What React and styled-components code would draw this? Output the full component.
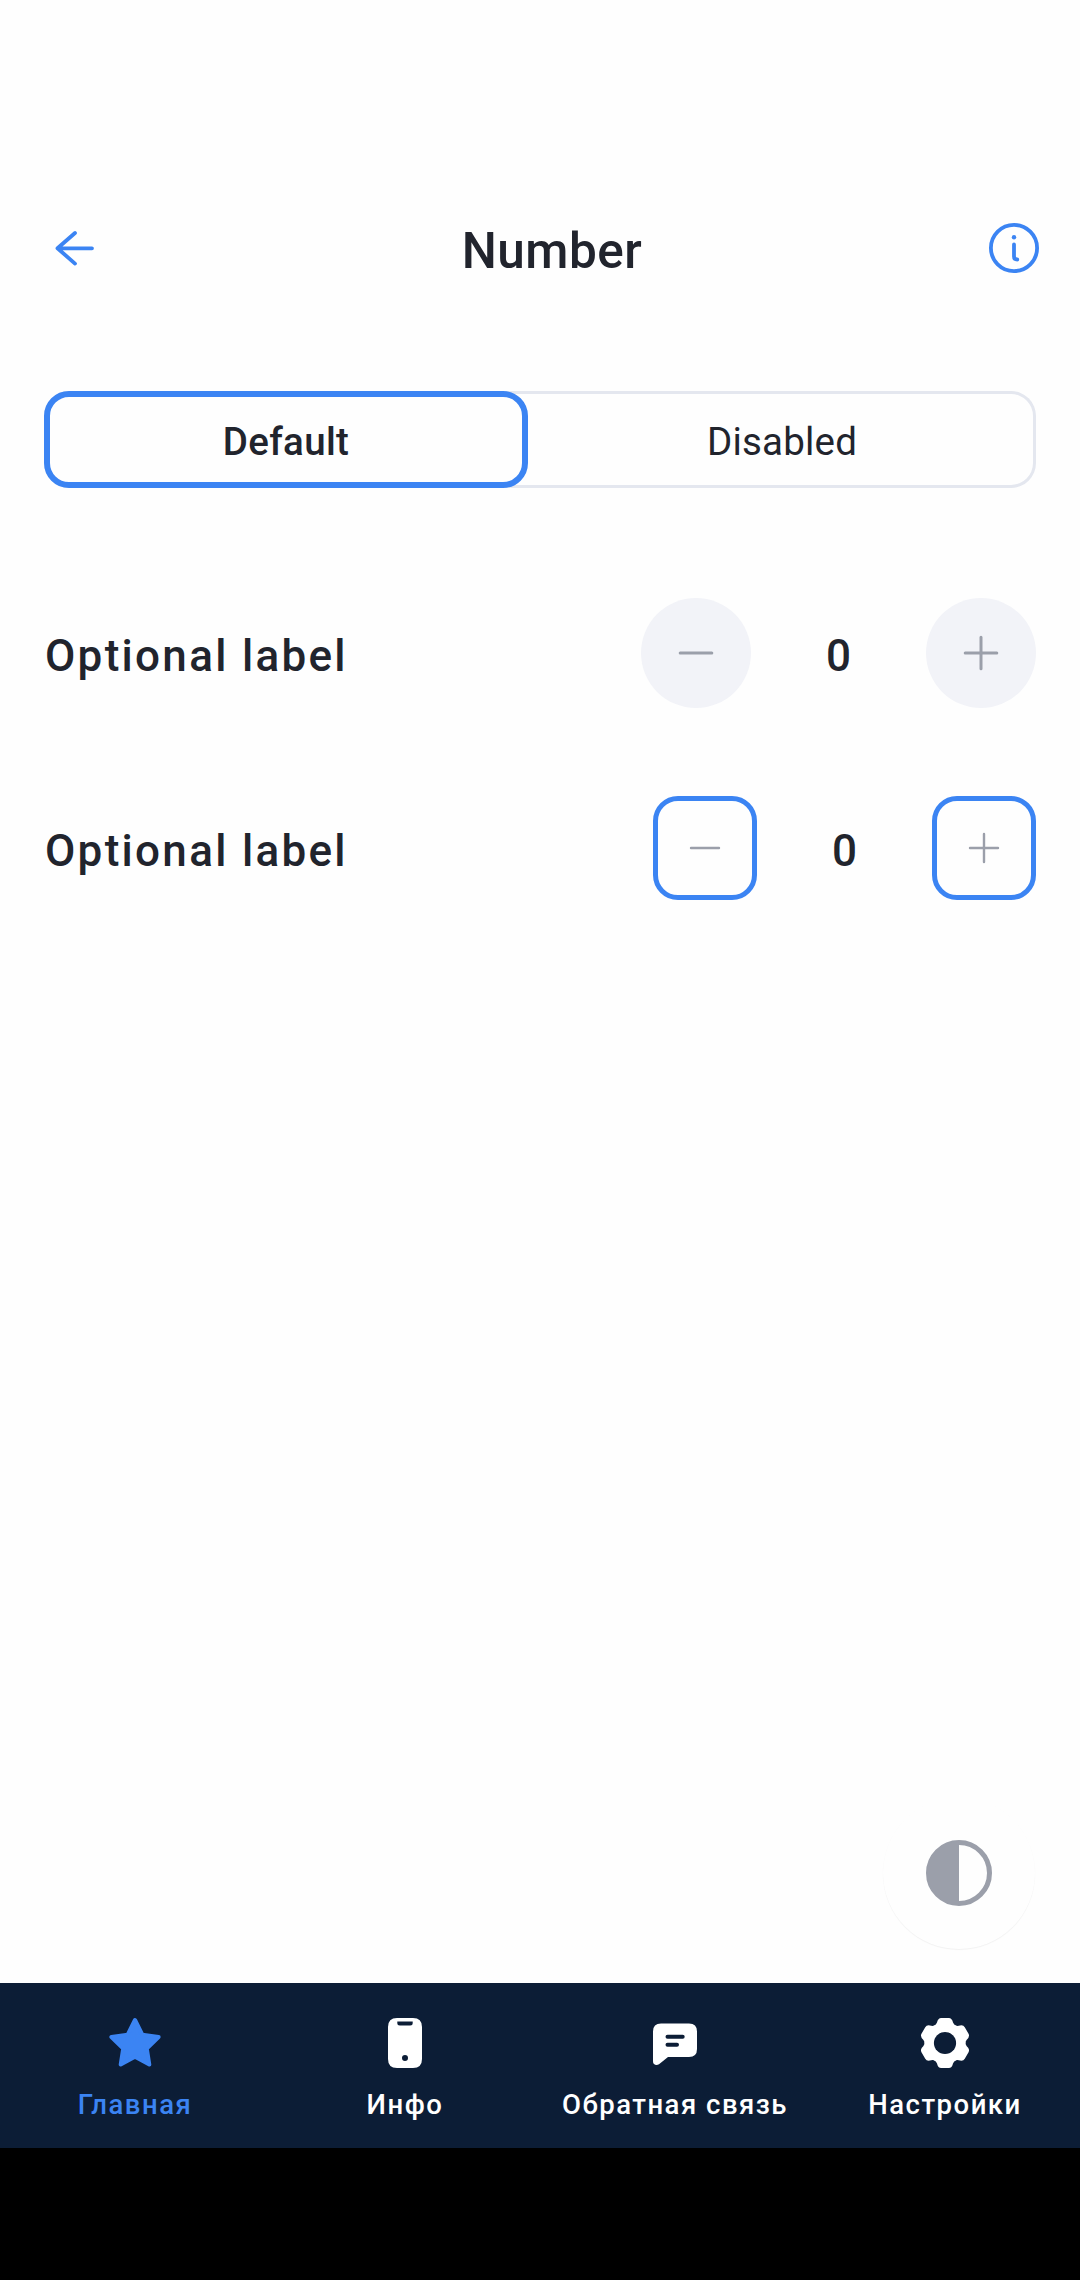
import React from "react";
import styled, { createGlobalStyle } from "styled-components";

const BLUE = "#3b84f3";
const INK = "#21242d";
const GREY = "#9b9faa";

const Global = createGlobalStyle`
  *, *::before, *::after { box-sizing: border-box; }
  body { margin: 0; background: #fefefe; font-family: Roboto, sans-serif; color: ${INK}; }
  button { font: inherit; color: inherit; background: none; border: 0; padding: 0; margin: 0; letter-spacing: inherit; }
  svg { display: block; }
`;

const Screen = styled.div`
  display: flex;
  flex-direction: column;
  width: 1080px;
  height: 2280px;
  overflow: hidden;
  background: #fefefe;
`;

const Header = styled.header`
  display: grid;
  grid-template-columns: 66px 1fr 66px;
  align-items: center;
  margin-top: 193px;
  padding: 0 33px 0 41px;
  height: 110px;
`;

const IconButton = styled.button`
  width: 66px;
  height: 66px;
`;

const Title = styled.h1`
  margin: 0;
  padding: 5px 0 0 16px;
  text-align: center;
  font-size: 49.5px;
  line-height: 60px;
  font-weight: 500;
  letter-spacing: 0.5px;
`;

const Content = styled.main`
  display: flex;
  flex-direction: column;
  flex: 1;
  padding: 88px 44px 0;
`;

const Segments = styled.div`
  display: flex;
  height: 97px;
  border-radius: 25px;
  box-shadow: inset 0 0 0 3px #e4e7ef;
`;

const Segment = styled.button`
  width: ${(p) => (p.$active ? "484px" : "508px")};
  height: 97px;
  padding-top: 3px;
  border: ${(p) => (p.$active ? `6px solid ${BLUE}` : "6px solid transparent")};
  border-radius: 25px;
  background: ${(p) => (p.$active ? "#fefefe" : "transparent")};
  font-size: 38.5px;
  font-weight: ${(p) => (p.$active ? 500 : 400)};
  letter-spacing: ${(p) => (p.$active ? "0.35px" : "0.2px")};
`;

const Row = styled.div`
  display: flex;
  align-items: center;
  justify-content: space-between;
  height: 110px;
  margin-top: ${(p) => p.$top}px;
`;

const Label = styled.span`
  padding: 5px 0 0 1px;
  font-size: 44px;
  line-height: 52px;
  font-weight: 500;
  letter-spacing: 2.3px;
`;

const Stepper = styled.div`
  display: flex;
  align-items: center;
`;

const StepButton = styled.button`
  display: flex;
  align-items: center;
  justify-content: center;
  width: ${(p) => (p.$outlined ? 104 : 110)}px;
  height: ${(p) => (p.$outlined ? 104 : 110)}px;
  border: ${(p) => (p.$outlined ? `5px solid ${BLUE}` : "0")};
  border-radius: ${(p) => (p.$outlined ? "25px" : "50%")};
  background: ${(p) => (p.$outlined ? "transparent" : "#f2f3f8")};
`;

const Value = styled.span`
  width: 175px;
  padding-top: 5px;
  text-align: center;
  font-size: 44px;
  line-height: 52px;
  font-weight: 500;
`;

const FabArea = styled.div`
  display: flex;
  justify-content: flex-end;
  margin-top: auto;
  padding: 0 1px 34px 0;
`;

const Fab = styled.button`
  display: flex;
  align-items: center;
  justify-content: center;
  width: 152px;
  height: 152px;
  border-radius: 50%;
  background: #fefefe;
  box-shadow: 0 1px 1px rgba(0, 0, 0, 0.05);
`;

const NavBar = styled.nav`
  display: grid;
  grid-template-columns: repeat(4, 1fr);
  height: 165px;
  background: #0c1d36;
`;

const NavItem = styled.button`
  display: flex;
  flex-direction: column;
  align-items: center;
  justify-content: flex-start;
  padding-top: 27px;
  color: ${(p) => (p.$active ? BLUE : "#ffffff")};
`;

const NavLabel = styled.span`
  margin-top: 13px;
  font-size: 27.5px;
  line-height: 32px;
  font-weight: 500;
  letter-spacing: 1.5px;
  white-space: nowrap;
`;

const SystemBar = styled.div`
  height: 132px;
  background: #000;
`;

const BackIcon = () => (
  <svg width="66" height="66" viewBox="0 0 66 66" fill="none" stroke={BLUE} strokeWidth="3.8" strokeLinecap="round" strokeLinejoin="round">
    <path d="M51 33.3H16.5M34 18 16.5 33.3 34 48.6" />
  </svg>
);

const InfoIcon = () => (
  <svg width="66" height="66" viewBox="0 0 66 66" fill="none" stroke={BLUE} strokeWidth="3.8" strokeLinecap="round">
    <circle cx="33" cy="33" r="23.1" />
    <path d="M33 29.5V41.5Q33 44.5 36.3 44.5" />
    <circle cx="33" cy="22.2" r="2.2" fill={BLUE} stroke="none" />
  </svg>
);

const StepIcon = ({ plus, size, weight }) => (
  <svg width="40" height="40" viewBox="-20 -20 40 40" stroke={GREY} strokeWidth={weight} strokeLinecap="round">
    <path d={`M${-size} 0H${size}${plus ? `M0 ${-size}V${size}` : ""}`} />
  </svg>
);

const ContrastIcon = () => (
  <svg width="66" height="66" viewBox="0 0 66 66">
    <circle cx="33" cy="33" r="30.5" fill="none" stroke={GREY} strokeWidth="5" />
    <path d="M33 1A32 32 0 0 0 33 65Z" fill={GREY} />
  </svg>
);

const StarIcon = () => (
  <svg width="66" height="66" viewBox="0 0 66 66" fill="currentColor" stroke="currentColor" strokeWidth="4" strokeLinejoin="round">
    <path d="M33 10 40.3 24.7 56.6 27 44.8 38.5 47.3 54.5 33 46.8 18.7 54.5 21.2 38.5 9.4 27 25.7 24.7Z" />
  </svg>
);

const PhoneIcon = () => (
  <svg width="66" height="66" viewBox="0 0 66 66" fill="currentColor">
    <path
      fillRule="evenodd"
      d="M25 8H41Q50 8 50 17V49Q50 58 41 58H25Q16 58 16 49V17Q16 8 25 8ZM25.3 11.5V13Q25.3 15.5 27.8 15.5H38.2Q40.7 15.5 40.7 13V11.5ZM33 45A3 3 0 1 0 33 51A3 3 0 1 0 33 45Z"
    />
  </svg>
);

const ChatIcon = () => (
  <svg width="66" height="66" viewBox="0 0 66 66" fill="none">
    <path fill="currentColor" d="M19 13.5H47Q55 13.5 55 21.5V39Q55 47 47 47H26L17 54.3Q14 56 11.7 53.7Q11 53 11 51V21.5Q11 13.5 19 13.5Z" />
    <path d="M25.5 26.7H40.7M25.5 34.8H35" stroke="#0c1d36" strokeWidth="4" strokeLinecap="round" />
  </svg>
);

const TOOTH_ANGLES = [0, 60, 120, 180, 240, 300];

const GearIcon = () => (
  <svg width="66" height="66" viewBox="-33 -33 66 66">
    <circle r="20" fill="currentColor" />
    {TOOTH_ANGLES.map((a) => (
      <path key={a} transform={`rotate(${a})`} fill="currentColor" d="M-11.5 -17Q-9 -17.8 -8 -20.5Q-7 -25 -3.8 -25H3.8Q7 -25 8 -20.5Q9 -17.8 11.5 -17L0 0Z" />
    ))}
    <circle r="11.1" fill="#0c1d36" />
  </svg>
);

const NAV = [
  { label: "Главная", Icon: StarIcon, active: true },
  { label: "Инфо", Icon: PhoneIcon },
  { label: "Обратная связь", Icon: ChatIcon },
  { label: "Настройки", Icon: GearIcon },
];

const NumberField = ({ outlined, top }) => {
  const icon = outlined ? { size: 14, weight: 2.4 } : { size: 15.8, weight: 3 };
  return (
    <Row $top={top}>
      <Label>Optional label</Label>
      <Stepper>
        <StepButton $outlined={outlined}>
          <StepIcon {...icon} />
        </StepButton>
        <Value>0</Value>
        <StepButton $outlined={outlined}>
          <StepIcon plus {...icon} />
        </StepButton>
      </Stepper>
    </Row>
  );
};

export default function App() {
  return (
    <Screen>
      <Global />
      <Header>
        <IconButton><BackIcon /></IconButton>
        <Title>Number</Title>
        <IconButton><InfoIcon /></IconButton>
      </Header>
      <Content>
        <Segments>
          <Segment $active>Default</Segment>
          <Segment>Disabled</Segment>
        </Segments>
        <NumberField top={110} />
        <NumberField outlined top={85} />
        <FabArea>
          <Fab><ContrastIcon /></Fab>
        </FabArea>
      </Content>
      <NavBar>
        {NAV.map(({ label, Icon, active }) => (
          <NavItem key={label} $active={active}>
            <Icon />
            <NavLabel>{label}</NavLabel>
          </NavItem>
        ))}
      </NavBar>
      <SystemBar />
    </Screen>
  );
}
------------------------------------------------------------------------
_Direction_
Copy down every line of the material above that includes the string "components".

_Written solution_
What React and styled-components code would draw this? Output the full component.
import styled, { createGlobalStyle } from "styled-components";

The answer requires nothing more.